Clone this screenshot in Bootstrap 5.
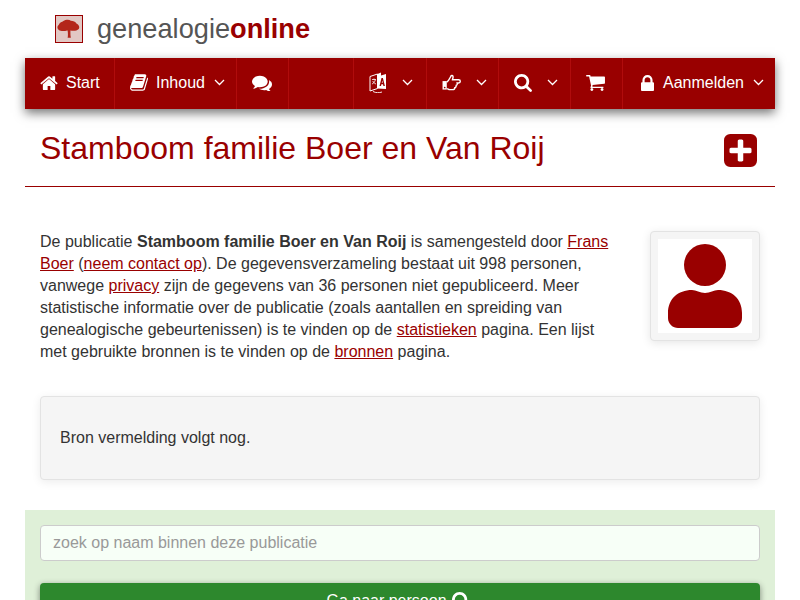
<!DOCTYPE html>
<html lang="nl">
<head>
  <meta charset="UTF-8">
  <title>Stamboom familie Boer en Van Roij</title>
  <meta name="viewport" content="width=device-width, initial-scale=1">
  <link href="https://cdn.jsdelivr.net/npm/bootstrap@5.3.0/dist/css/bootstrap.min.css" rel="stylesheet">
  <style>
    body {
      font-family: "Liberation Sans", Arial, sans-serif;
      font-size: 16px;
      line-height: 22px;
      color: #333;
      background: #fff;
    }
    a { color: #900; }
    svg { fill: currentColor; display: block; }
    .page-wrap { width: 750px; margin: 0 auto; }

    .site-head { height: 58px; padding-left: 30px; gap: 14px; }
    .site-logo { width: 28px; height: 28px; border: 1px solid #900; background: #e2c8c4; color: #b3261a; }
    .site-logo svg { filter: blur(.4px); }
    .site-name { font-size: 27.2px; color: #555; }
    .site-name b { color: #900; }

    .main-nav {
      height: 51px;
      padding: 0;
      background: #900;
      box-shadow: 0 4px 10px rgba(0, 0, 0, .55);
      flex-wrap: nowrap;
    }
    .main-nav.navbar-expand .navbar-nav .nav-link {
      height: 51px;
      padding: 0 0 2px 15px;
      gap: 8px;
      color: #fff;
      border-right: 1px solid #b00c0c;
    }
    .main-nav.navbar-expand .navbar-nav .nav-last .nav-link { border-right: 0; padding-left: 18px; gap: 9px; }
    .nav-pre { border-right: 1px solid #b00c0c; width: 65px; height: 51px; }
    .nav-w52 { width: 52px; }
    .nav-w72 { width: 72px; }
    .nav-w73 { width: 73px; }
    .nav-w90 { width: 90px; }
    .nav-w122 { width: 122px; }
    .nav-w152 { width: 152px; }
    .nav-drop { width: 11px; height: 7px; margin-left: 1px; fill: none; stroke: #fff; stroke-width: 1.3; }
    .nav-drop-far { margin-left: 7px; }

    .title-row { height: 78px; padding: 0 18px 0 15px; border-bottom: 1px solid #900; }
    .title-row h1 { font-size: 32px; line-height: 36px; margin: 1px 0 0; color: #900; font-weight: 400; }
    .add-icon { width: 33px; height: 33px; color: #900; margin-top: 5px; }

    .intro-row { padding: 44px 15px 0; gap: 25px; }
    .intro-text { width: 585px; margin: 0; }
    .person-thumb {
      width: 110px;
      height: 110px;
      padding: 7px;
      background: #f5f5f5;
      border: 1px solid #e3e3e3;
      border-radius: 4px;
      box-shadow: 0 2px 10px rgba(0, 0, 0, .1);
    }
    .person-thumb svg { background: #fff; color: #900; }

    .source-box {
      margin: 33px 15px 30px;
      padding: 30px 19px;
      background: #f5f5f5;
      border: 1px solid #e3e3e3;
      border-radius: 4px;
      box-shadow: 0 2px 10px rgba(0, 0, 0, .08);
    }

    .find-box { background: #dff0d8; padding: 15px; }
    .find-box .form-control {
      height: 36px;
      padding: 6px 12px;
      font-size: 16px;
      line-height: 22px;
      color: #333;
      background: #f7fff7;
      border-color: #ccc;
      border-radius: 4px;
      margin-bottom: 22px;
    }
    .find-box .form-control::placeholder { color: #999; }
    .find-btn {
      height: 36px;
      padding: 6px 16px 6px 12px;
      font-size: 16px;
      line-height: 22px;
      color: #fff;
      background: #2d882d;
      border: 0;
      border-radius: 4px;
      box-shadow: 0 2px 6px rgba(0, 0, 0, .45);
      gap: 5px;
    }
  </style>
</head>
<body>

<div class="page-wrap">

  <div class="site-head d-flex align-items-center">
    <div class="site-logo">
      <svg viewBox="0 0 28 28" width="26" height="26">
        <path d="M12 15.500c-3 1-7 1-9-.5-2-1.500-2-4 0-5.500 1-2.500 3.500-3 5-4 2-1.500 6-2 8-.5 2.500 0 5 1 6 3 2.500 1 4 4 2.500 6-2 2-6 2.500-9 1.500v2c0 2 0 4 .5 6h-3.500c.5-2 .5-5 0-8z"/>
      </svg>
    </div>
    <div class="site-name">genealogie<b>online</b></div>
  </div>

  <nav class="navbar navbar-expand main-nav">
    <ul class="navbar-nav">
      <li class="nav-item nav-w90">
        <a class="nav-link d-flex align-items-center" href="#">
          <svg viewBox="64 128 1664 1408" width="18" height="15"><path d="M1472 992v480q0 26-19 45t-45 19h-384v-384h-256v384h-384q-26 0-45-19t-19-45v-480q0-1 .5-3t.5-3l575-474 575 474q1 2 1 6zm223-69l-62 74q-8 9-21 11h-3q-13 0-21-7l-692-577-692 577q-12 8-24 7-13-2-21-11l-62-74q-8-10-7-23.500t11-21.500l719-599q32-26 76-26t76 26l244 204v-195q0-14 9-23t23-9h192q14 0 23 9t9 23v408l219 182q10 8 11 21.500t-7 23.500z"/></svg>
          Start
        </a>
      </li>
      <li class="nav-item nav-w122">
        <a class="nav-link d-flex align-items-center" href="#">
          <svg viewBox="64 128 1664 1536" width="18" height="17"><path d="M1703 478q40 57 18 129l-275 906q-19 64-76.500 107.500t-122.500 43.500h-923q-77 0-148.500-53.500t-99.500-131.500q-24-67-2-127 0-4 3-27t4-37q1-8-3-21.500t-3-19.500q2-11 8-21t16.500-23.500 16.500-23.500q23-38 45-91.500t30-91.500q3-10 .5-30t-.5-28q3-11 17-28t17-23q21-36 42-92t25-90q1-9-2.500-32t.5-28q4-13 22-30.500t22-22.500q19-26 42.500-84.500t27.500-96.500q1-8-3-25.500t-2-26.500q2-8 9-18t18-23 17-21q8-12 16.500-30.500t15-35 16-36 19.500-32 26.500-23.500 36-11.500 47.500 5.500l-1 3q38-9 51-9h761q74 0 114 56t18 130l-274 906q-36 119-71.500 153.500t-128.500 34.500h-869q-27 0-38 15-11 16-1 43 24 70 144 70h923q29 0 56-15.500t35-41.500l300-987q7-22 5-57 38 15 59 43zm-1064 2q-4 13 2 22.500t20 9.500h608q13 0 25.500-9.500t16.500-22.500l21-64q4-13-2-22.500t-20-9.500h-608q-13 0-25.500 9.500t-16.500 22.500zm-83 256q-4 13 2 22.500t20 9.500h608q13 0 25.500-9.500t16.500-22.500l21-64q4-13-2-22.500t-20-9.500h-608q-13 0-25.500 9.500t-16.500 22.500z"/></svg>
          Inhoud
          <svg class="nav-drop" viewBox="0 0 11 7"><path d="M1 1l4.500 4.500L10 1"/></svg>
        </a>
      </li>
      <li class="nav-item nav-w52">
        <a class="nav-link d-flex align-items-center" href="#">
          <svg viewBox="0 192 1792 1408" width="20" height="16"><path d="M1408 768q0 139-94 257t-256.500 186.500-353.500 68.500q-86 0-176-16-124 88-278 128-36 9-86 16h-3q-11 0-20.500-8t-11.500-21q-1-3-1-6.500t.5-6.500 2-6l2.500-5 3.500-5.500 4-5 4.500-5 4-4.500q5-6 23-25t26-29.500 22.500-29 25-38.500 20.500-44q-124-72-195-177t-71-224q0-139 94-257t256.500-186.500 353.500-68.500 353.500 68.500 256.500 186.500 94 257zm384 256q0 120-71 224.500t-195 176.500q10 24 20.500 44t25 38.500 22.500 29 26 29.500 23 25q1 1 4 4.500t4.500 5 4 5 3.500 5.500l2.500 5 2 6 .5 6.500-1 6.500q-3 14-13 22t-22 7q-50-7-86-16-154-40-278-128-90 16-176 16-271 0-472-132 58 4 88 4 161 0 309-45t264-129q125-92 192-212t67-254q0-77-23-152 129 71 204 178t75 230z"/></svg>
        </a>
      </li>
    </ul>

    <ul class="navbar-nav ms-auto">
      <li class="nav-item nav-pre"></li>
      <li class="nav-item nav-w73">
        <a class="nav-link d-flex align-items-center" href="#">
          <svg viewBox="0 0 18 21" width="18" height="21">
            <path d="M1 4.500l7.500-2.500v14.500L1 19z" fill="none" stroke="#fff"/>
            <path d="M8.500 2L12 .5v3l5-1.500v15l-8.500-.5z"/>
            <path d="M3 7.500h4M5 6.500v1M6.300 8c-.5 2-2 3.500-3.300 4M3.800 9c.5 1.500 2 2.500 3.200 3" fill="none" stroke="#fff" stroke-width=".8"/>
            <path d="M10.500 14l2-8h1.400l2 8h-1.500l-.4-1.800h-1.600L12 14zm2.300-3.200h1l-.5-2.300z" fill="#900"/>
            <path d="M4 19.500c3 1.500 6 1.500 9 .5" fill="none" stroke="#fff" stroke-width=".9"/>
          </svg>
          <svg class="nav-drop nav-drop-far" viewBox="0 0 11 7"><path d="M1 1l4.500 4.500L10 1"/></svg>
        </a>
      </li>
      <li class="nav-item nav-w72">
        <a class="nav-link d-flex align-items-center" href="#">
          <svg viewBox="0 0 20 18" width="19" height="17">
            <path d="M.5 7.500h4.500v9H.5z"/>
            <path d="M5 8.500C7 7.500 8 5 9 3c.5-1.500 2-2 2.600-.5.4 1.500-.6 3-.6 3.500h6.500c2.400 0 2.400 3.500 0 3.500H16c.5 1.500-.5 2.500-1 2.500 0 1.500-1 2.500-1.500 2.500 0 1.500-1.500 2-2.500 2H8c-1 0-2-1-3-1" fill="none" stroke="#fff" stroke-width="1.500"/>
            <circle cx="2.800" cy="14.300" r=".9" fill="#900"/>
          </svg>
          <svg class="nav-drop nav-drop-far" viewBox="0 0 11 7"><path d="M1 1l4.500 4.500L10 1"/></svg>
        </a>
      </li>
      <li class="nav-item nav-w72">
        <a class="nav-link d-flex align-items-center" href="#">
          <svg viewBox="64 128 1664 1664" width="18" height="18"><path d="M1216 832q0-185-131.500-316.500t-316.500-131.500-316.500 131.500-131.500 316.500 131.500 316.500 316.500 131.500 316.500-131.500 131.500-316.500zm512 832q0 52-38 90t-90 38q-54 0-90-38l-343-342q-179 124-399 124-143 0-273.500-55.500t-225-150-150-225-55.500-273.500 55.500-273.500 150-225 225-150 273.500-55.500 273.500 55.500 225 150 150 225 55.500 273.500q0 220-124 399l343 343q37 37 37 90z"/></svg>
          <svg class="nav-drop nav-drop-far" viewBox="0 0 11 7"><path d="M1 1l4.500 4.500L10 1"/></svg>
        </a>
      </li>
      <li class="nav-item nav-w52">
        <a class="nav-link d-flex align-items-center" href="#">
          <svg viewBox="64 256 1664 1408" width="19" height="16"><path d="M704 1536q0 52-38 90t-90 38-90-38-38-90 38-90 90-38 90 38 38 90zm896 0q0 52-38 90t-90 38-90-38-38-90 38-90 90-38 90 38 38 90zm128-1088v512q0 24-16.500 42.500t-40.500 21.500l-1044 122q13 60 13 70 0 16-24 64h920q26 0 45 19t19 45-19 45-45 19h-1024q-26 0-45-19t-19-45q0-11 8-31.500t16-36 21.500-40 15.500-29.500l-177-823h-204q-26 0-45-19t-19-45 19-45 45-19h256q16 0 28.500 6.500t19.500 15.500 13 24.500 8 26 5.500 29.500 4.500 26h1201q26 0 45 19t19 45z"/></svg>
        </a>
      </li>
      <li class="nav-item nav-last nav-w152">
        <a class="nav-link d-flex align-items-center" href="#">
          <svg viewBox="320 128 1152 1408" width="13" height="16"><path d="M640 768h512v-192q0-106-75-181t-181-75-181 75-75 181v192zm832 96v576q0 40-28 68t-68 28h-960q-40 0-68-28t-28-68v-576q0-40 28-68t68-28h32v-192q0-184 132-316t316-132 316 132 132 316v192h32q40 0 68 28t28 68z"/></svg>
          Aanmelden
          <svg class="nav-drop ms-0" viewBox="0 0 11 7"><path d="M1 1l4.500 4.500L10 1"/></svg>
        </a>
      </li>
    </ul>
  </nav>

  <div class="title-row d-flex align-items-center justify-content-between">
    <h1>Stamboom familie Boer en Van Roij</h1>
    <svg class="add-icon" viewBox="128 128 1536 1536"><path d="M1408 960v-128q0-26-19-45t-45-19h-320v-320q0-26-19-45t-45-19h-128q-26 0-45 19t-19 45v320h-320q-26 0-45 19t-19 45v128q0 26 19 45t45 19h320v320q0 26 19 45t45 19h128q26 0 45-19t19-45v-320h320q26 0 45-19t19-45zm256-544v960q0 119-84.500 203.500t-203.500 84.500h-960q-119 0-203.500-84.500t-84.500-203.500v-960q0-119 84.500-203.500t203.500-84.500h960q119 0 203.500 84.500t84.500 203.500z"/></svg>
  </div>

  <div class="intro-row d-flex align-items-start">
    <p class="intro-text">De publicatie <strong>Stamboom familie Boer en Van Roij</strong> is samengesteld door <a href="#">Frans Boer</a> (<a href="#">neem contact op</a>). De gegevensverzameling bestaat uit 998 personen, vanwege <a href="#">privacy</a> zijn de gegevens van 36 personen niet gepubliceerd. Meer statistische informatie over de publicatie (zoals aantallen en spreiding van genealogische gebeurtenissen) is te vinden op de <a href="#">statistieken</a> pagina. Een lijst met gebruikte bronnen is te vinden op de <a href="#">bronnen</a> pagina.</p>
    <div class="person-thumb">
      <svg viewBox="0 0 94 94" width="94" height="94">
        <circle cx="47" cy="26" r="21"/>
        <path d="M10 74c0-14 10-23 24-23 4 0 8 3 13 3s9-3 13-3c14 0 24 9 24 23v5c0 6-5 10-10 10H20c-5 0-10-4-10-10z"/>
      </svg>
    </div>
  </div>

  <div class="source-box">Bron vermelding volgt nog.</div>

  <div class="find-box">
    <input type="text" class="form-control" placeholder="zoek op naam binnen deze publicatie">
    <button class="btn find-btn w-100 d-flex align-items-center justify-content-center">
      Ga naar persoon
      <svg viewBox="64 128 1664 1664" width="18" height="18"><path d="M1216 832q0-185-131.500-316.500t-316.500-131.500-316.500 131.500-131.500 316.500 131.500 316.500 316.500 131.500 316.500-131.500 131.500-316.500zm512 832q0 52-38 90t-90 38q-54 0-90-38l-343-342q-179 124-399 124-143 0-273.500-55.500t-225-150-150-225-55.500-273.500 55.500-273.500 150-225 225-150 273.500-55.500 273.500 55.500 225 150 150 225 55.500 273.500q0 220-124 399l343 343q37 37 37 90z"/></svg>
    </button>
  </div>

</div>

</body>
</html>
------------------------------------
Task
Leave out the pictures and repeat exactly the lines from the start of the material through the line that contains "750px; margin: 0", both included.

Output of the task
Clone this screenshot in Bootstrap 5.
<!DOCTYPE html>
<html lang="nl">
<head>
  <meta charset="UTF-8">
  <title>Stamboom familie Boer en Van Roij</title>
  <meta name="viewport" content="width=device-width, initial-scale=1">
  <link href="https://cdn.jsdelivr.net/npm/bootstrap@5.3.0/dist/css/bootstrap.min.css" rel="stylesheet">
  <style>
    body {
      font-family: "Liberation Sans", Arial, sans-serif;
      font-size: 16px;
      line-height: 22px;
      color: #333;
      background: #fff;
    }
    a { color: #900; }
    svg { fill: currentColor; display: block; }
    .page-wrap { width: 750px; margin: 0 auto; }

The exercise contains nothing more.